Written task ::
Do not copy the pictures; transcribe all other material exactly.

Source excerpt ::

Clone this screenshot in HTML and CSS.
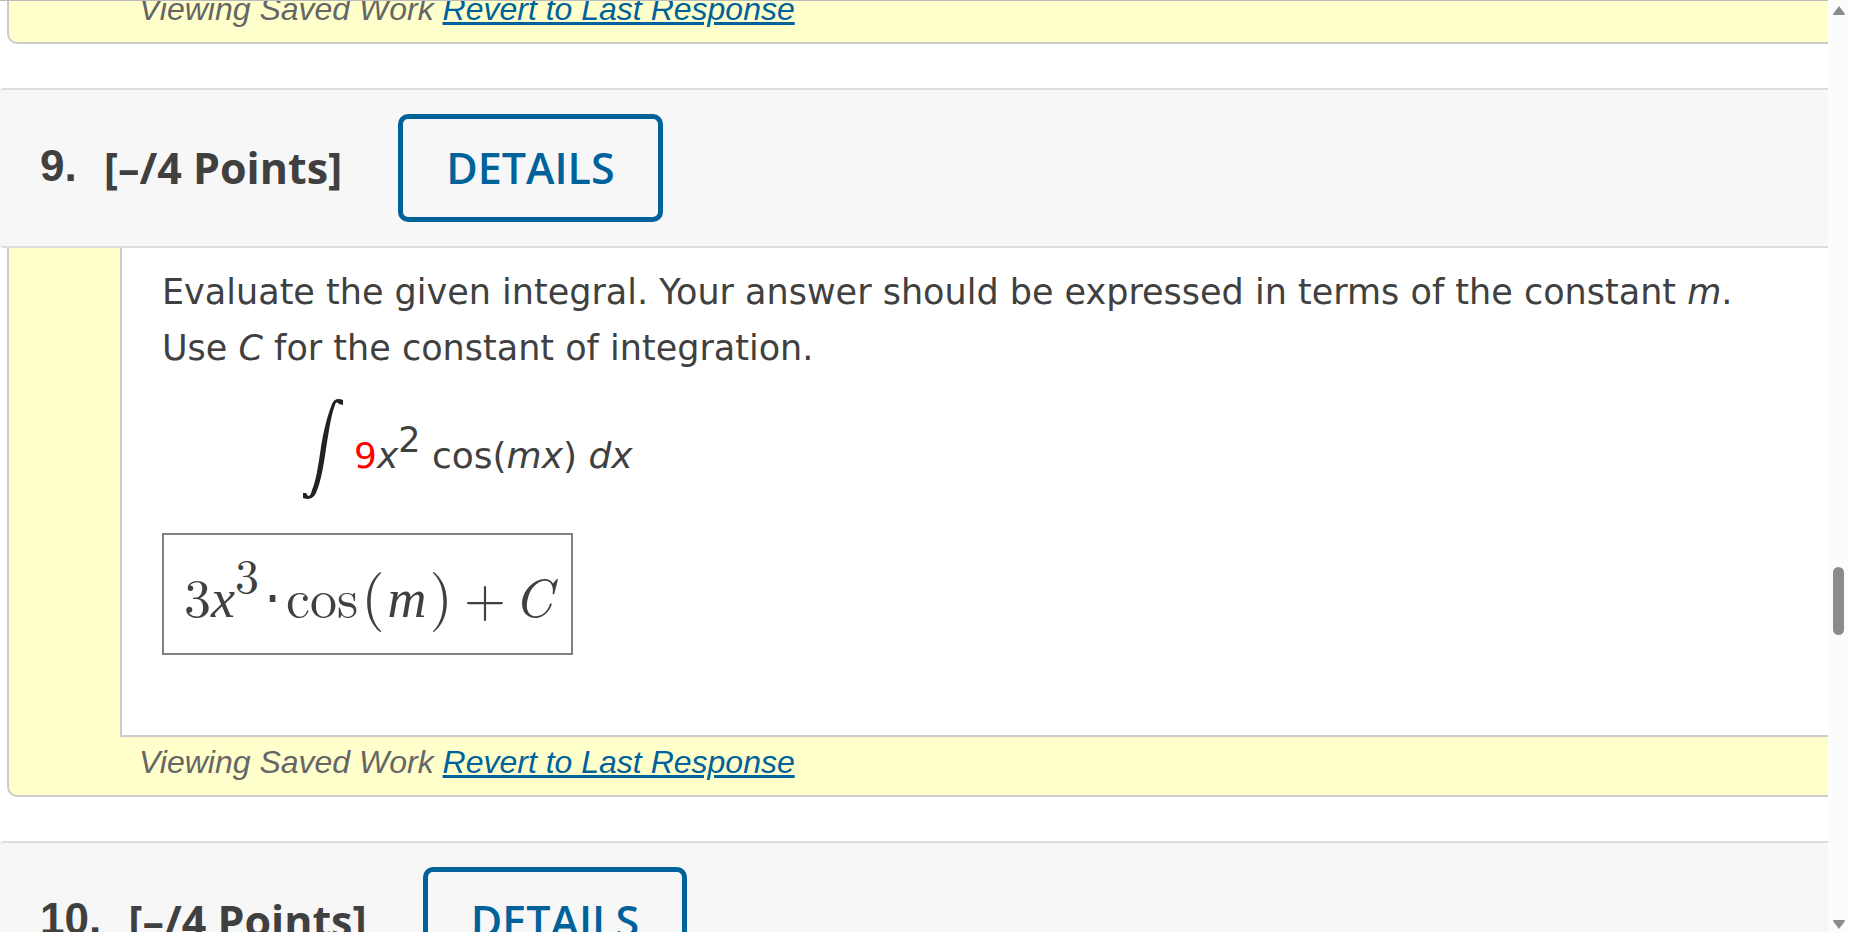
FILE: index.html
```html
<!DOCTYPE html>
<html lang="en">
<head>
  <meta charset="UTF-8" />
  <meta name="viewport" content="width=device-width, initial-scale=1.0"/>
  <title>Integration Homework</title>
  <link rel="stylesheet" href="styles.css">
</head>
<body>
  <main class="assignment">
    <section class="response previous">
      <div class="saved">Viewing Saved Work <a href="#">Revert to Last Response</a></div>
    </section>

    <header class="question-header">
      <span class="number">9.</span>
      <h2 class="points">[–/4 Points]</h2>
      <button class="details" type="button">DETAILS</button>
    </header>

    <section class="response">
      <div class="question">
        <p>Evaluate the given integral. Your answer should be expressed in terms of the constant <i>m</i>.<br>Use <i>C</i> for the constant of integration.</p>

        <div class="integral">
          <svg class="integral-sign" viewBox="0 0 42 100" aria-label="integral">
            <path d="M41 1 C36 -1 32 0 30 5 C25 18 22 30 19 48 C16 68 14 82 10 91 C9 95 8 97 6 97 L4 94 L1 94 L1 99 C7 101 11 100 14 94 C19 82 21 70 24 50 C27 31 29 17 33 6 C34 3 35 3 37 5 L41 6 Z"/>
          </svg>
          <span class="integrand"><span class="coef">9</span><i>x</i><sup>2</sup> cos(<i>mx</i>) <i>dx</i></span>
        </div>

        <div class="answer">
          <span>3<i class="var">x</i><sup>3</sup></span>
          <span class="dot">⋅</span>
          <span>cos</span>
          <span class="paren">(</span>
          <i class="var">m</i>
          <span class="paren">)</span>
          <span class="plus">+</span>
          <i>C</i>
        </div>
      </div>
      <div class="saved">Viewing Saved Work <a href="#">Revert to Last Response</a></div>
    </section>

    <header class="question-header">
      <span class="number">10.</span>
      <h2 class="points">[–/4 Points]</h2>
      <button class="details" type="button">DETAILS</button>
    </header>
  </main>

  <div class="scrollbar">
    <svg class="arrow" viewBox="0 0 12 10"><path d="M6 0 L12 8 Q12 9 11 9 L1 9 Q0 9 0 8 Z"/></svg>
    <div class="track"><div class="thumb"></div></div>
    <svg class="arrow" viewBox="0 0 12 10"><path d="M6 10 L12 2 Q12 1 11 1 L1 1 Q0 1 0 2 Z"/></svg>
  </div>
</body>
</html>
```
FILE: styles.css
```css
* {
  box-sizing: border-box;
}

body {
  margin: 0;
  height: 100vh;
  display: flex;
  overflow: hidden;
  background: #fff;
  color: #404040;
}

.assignment {
  flex: 1;
  min-width: 0;
  overflow: hidden;
  border-top: 1px solid #bbb;
}

.response {
  margin: 0 0 44px 7px;
  background: #ffffcc;
  border: 2px solid #ccc;
  border-top: none;
  border-right: none;
  border-bottom-left-radius: 10px;
}

.previous {
  height: 43px;
  display: flex;
  align-items: flex-end;
  overflow: hidden;
}

.saved {
  padding: 6px 0 14px 130px;
  font: italic 32px/38px "Liberation Sans", Arial, sans-serif;
  color: #666;
}

a {
  color: #00629b;
}

.question-header {
  display: flex;
  align-items: center;
  padding: 24px 0 24px 40px;
  background: #f7f7f7;
  border: 2px solid #ddd;
  border-left: none;
  border-right: none;
  border-radius: 4px 0 0 4px;
}

.number {
  font: bold 44px/60px "Liberation Sans", Arial, sans-serif;
  padding-bottom: 4px;
}

.points {
  margin: 0 56px 0 27px;
  font: bold 43px/60px "Open Sans", sans-serif;
}

.details {
  height: 108px;
  padding: 0 43px;
  background: transparent;
  border: 5px solid #00629b;
  border-radius: 10px;
  color: #00629b;
  font: 600 43px/60px "Open Sans", sans-serif;
}

.question {
  margin-left: 111px;
  min-height: 489px;
  padding: 16px 40px 80px;
  background: #fff;
  border-left: 2px solid #ccc;
  border-bottom: 2px solid #ccc;
  font: 35px/56px Verdana, "DejaVu Sans", sans-serif;
}

.question p {
  margin: 0;
}

.integral {
  display: flex;
  align-items: center;
  gap: 10px;
  margin: 23px 0 34px 140px;
}

.integral-sign {
  width: 42px;
  height: 100px;
  fill: #222;
}

.integrand {
  padding-top: 14px;
  font-size: 36px;
}

.coef {
  color: #f00;
}

sup {
  font-size: 35px;
  line-height: 0;
  vertical-align: 16px;
}

.answer {
  display: flex;
  align-items: baseline;
  width: fit-content;
  height: 122px;
  padding: 27px 18px 0 20px;
  border: 2px solid #808080;
  font: 54px/60px "Latin Modern Roman", "Liberation Serif", serif;
}

.answer sup {
  font-size: 48px;
  vertical-align: 24px;
}

.var {
  font-family: "Liberation Serif", serif;
}

.dot {
  padding: 0 5px;
}

.plus {
  padding: 0 8px;
}

.paren {
  padding: 0 3px;
  font-size: 60px;
}

.scrollbar {
  width: 21px;
  display: flex;
  flex-direction: column;
  align-items: center;
  padding: 6px 0 3px;
  background: #fcfcfc;
}

.arrow {
  width: 12px;
  height: 10px;
  fill: #8b8b8b;
}

.track {
  flex: 1;
  display: flex;
  flex-direction: column;
  padding-top: 551px;
}

.thumb {
  width: 11px;
  height: 68px;
  border-radius: 6px;
  background: #8b8b8b;
}
```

Task response ::
Clone this screenshot in HTML and CSS.
FILE: index.html
```html
<!DOCTYPE html>
<html lang="en">
<head>
  <meta charset="UTF-8" />
  <meta name="viewport" content="width=device-width, initial-scale=1.0"/>
  <title>Integration Homework</title>
  <link rel="stylesheet" href="styles.css">
</head>
<body>
  <main class="assignment">
    <section class="response previous">
      <div class="saved">Viewing Saved Work <a href="#">Revert to Last Response</a></div>
    </section>

    <header class="question-header">
      <span class="number">9.</span>
      <h2 class="points">[–/4 Points]</h2>
      <button class="details" type="button">DETAILS</button>
    </header>

    <section class="response">
      <div class="question">
        <p>Evaluate the given integral. Your answer should be expressed in terms of the constant <i>m</i>.<br>Use <i>C</i> for the constant of integration.</p>

        <div class="integral">
          <svg class="integral-sign" viewBox="0 0 42 100" aria-label="integral">
            <path d="M41 1 C36 -1 32 0 30 5 C25 18 22 30 19 48 C16 68 14 82 10 91 C9 95 8 97 6 97 L4 94 L1 94 L1 99 C7 101 11 100 14 94 C19 82 21 70 24 50 C27 31 29 17 33 6 C34 3 35 3 37 5 L41 6 Z"/>
          </svg>
          <span class="integrand"><span class="coef">9</span><i>x</i><sup>2</sup> cos(<i>mx</i>) <i>dx</i></span>
        </div>

        <div class="answer">
          <span>3<i class="var">x</i><sup>3</sup></span>
          <span class="dot">⋅</span>
          <span>cos</span>
          <span class="paren">(</span>
          <i class="var">m</i>
          <span class="paren">)</span>
          <span class="plus">+</span>
          <i>C</i>
        </div>
      </div>
      <div class="saved">Viewing Saved Work <a href="#">Revert to Last Response</a></div>
    </section>

    <header class="question-header">
      <span class="number">10.</span>
      <h2 class="points">[–/4 Points]</h2>
      <button class="details" type="button">DETAILS</button>
    </header>
  </main>

  <div class="scrollbar">
    <svg class="arrow" viewBox="0 0 12 10"><path d="M6 0 L12 8 Q12 9 11 9 L1 9 Q0 9 0 8 Z"/></svg>
    <div class="track"><div class="thumb"></div></div>
    <svg class="arrow" viewBox="0 0 12 10"><path d="M6 10 L12 2 Q12 1 11 1 L1 1 Q0 1 0 2 Z"/></svg>
  </div>
</body>
</html>
```
FILE: styles.css
```css
* {
  box-sizing: border-box;
}

body {
  margin: 0;
  height: 100vh;
  display: flex;
  overflow: hidden;
  background: #fff;
  color: #404040;
}

.assignment {
  flex: 1;
  min-width: 0;
  overflow: hidden;
  border-top: 1px solid #bbb;
}

.response {
  margin: 0 0 44px 7px;
  background: #ffffcc;
  border: 2px solid #ccc;
  border-top: none;
  border-right: none;
  border-bottom-left-radius: 10px;
}

.previous {
  height: 43px;
  display: flex;
  align-items: flex-end;
  overflow: hidden;
}

.saved {
  padding: 6px 0 14px 130px;
  font: italic 32px/38px "Liberation Sans", Arial, sans-serif;
  color: #666;
}

a {
  color: #00629b;
}

.question-header {
  display: flex;
  align-items: center;
  padding: 24px 0 24px 40px;
  background: #f7f7f7;
  border: 2px solid #ddd;
  border-left: none;
  border-right: none;
  border-radius: 4px 0 0 4px;
}

.number {
  font: bold 44px/60px "Liberation Sans", Arial, sans-serif;
  padding-bottom: 4px;
}

.points {
  margin: 0 56px 0 27px;
  font: bold 43px/60px "Open Sans", sans-serif;
}

.details {
  height: 108px;
  padding: 0 43px;
  background: transparent;
  border: 5px solid #00629b;
  border-radius: 10px;
  color: #00629b;
  font: 600 43px/60px "Open Sans", sans-serif;
}

.question {
  margin-left: 111px;
  min-height: 489px;
  padding: 16px 40px 80px;
  background: #fff;
  border-left: 2px solid #ccc;
  border-bottom: 2px solid #ccc;
  font: 35px/56px Verdana, "DejaVu Sans", sans-serif;
}

.question p {
  margin: 0;
}

.integral {
  display: flex;
  align-items: center;
  gap: 10px;
  margin: 23px 0 34px 140px;
}

.integral-sign {
  width: 42px;
  height: 100px;
  fill: #222;
}

.integrand {
  padding-top: 14px;
  font-size: 36px;
}

.coef {
  color: #f00;
}

sup {
  font-size: 35px;
  line-height: 0;
  vertical-align: 16px;
}

.answer {
  display: flex;
  align-items: baseline;
  width: fit-content;
  height: 122px;
  padding: 27px 18px 0 20px;
  border: 2px solid #808080;
  font: 54px/60px "Latin Modern Roman", "Liberation Serif", serif;
}

.answer sup {
  font-size: 48px;
  vertical-align: 24px;
}

.var {
  font-family: "Liberation Serif", serif;
}

.dot {
  padding: 0 5px;
}

.plus {
  padding: 0 8px;
}

.paren {
  padding: 0 3px;
  font-size: 60px;
}

.scrollbar {
  width: 21px;
  display: flex;
  flex-direction: column;
  align-items: center;
  padding: 6px 0 3px;
  background: #fcfcfc;
}

.arrow {
  width: 12px;
  height: 10px;
  fill: #8b8b8b;
}

.track {
  flex: 1;
  display: flex;
  flex-direction: column;
  padding-top: 551px;
}

.thumb {
  width: 11px;
  height: 68px;
  border-radius: 6px;
  background: #8b8b8b;
}
```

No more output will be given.